Yahoo Finance has published a good article on the student loan bubble-go-bust. Here’s an eye-opening snippet:

Secondly, defaults have soared amid a difficult job market. In 2008, the most recent year for which data are available, nearly 3.4 million borrowers began repayment, and more than 238,000 defaulted on their loans. The number of loans that went into forbearance or deferment (when borrowers receive temporary relief from payments) rose to 22 percent in 2007, from 10 percent a decade earlier, according to The Chronicle of Higher Education. Over a 15-year period, default rates range from 20 percent for federal loans to 40 percent on loans to students who attend for-profit schools, The Chronicle found.

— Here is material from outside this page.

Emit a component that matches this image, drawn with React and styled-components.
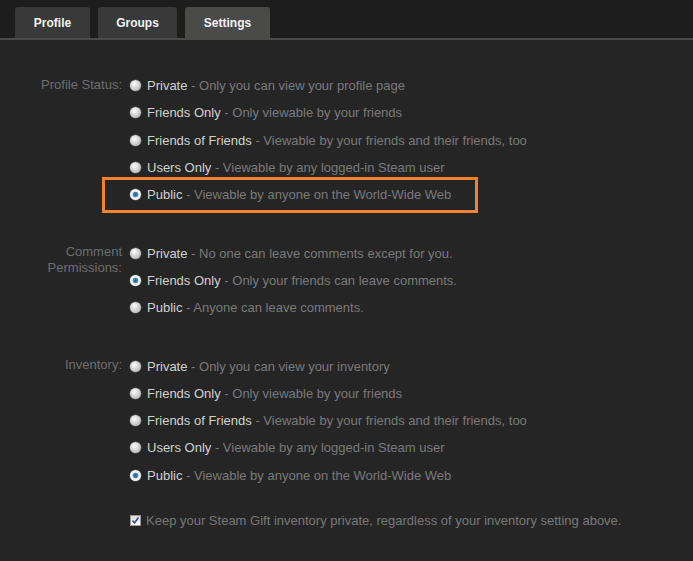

The article highlights a student at Northwestern who graduated in 2009 with a degree in sociology and $200,000 in student loan debt. At 23 years old, her payments will be $1,600/month, which is way more than my mortgage and utility bills combined. Her life is ruined, thanks to her insistence on having a 4-year party away from home. Surely, the peer pressure to attend college – for any degree – was put on her by a bunch of pinhead adults with no empathy for the reality of others and the long term affects of decisions based on the here-and-now. Student loan debt has grown four-fold in the last decade, and still, people keep on insisting that everyone must go to college because that is the only way to “experience life.” What a sad way to view the world, and then to pass that credo on to youngsters who may not know any better.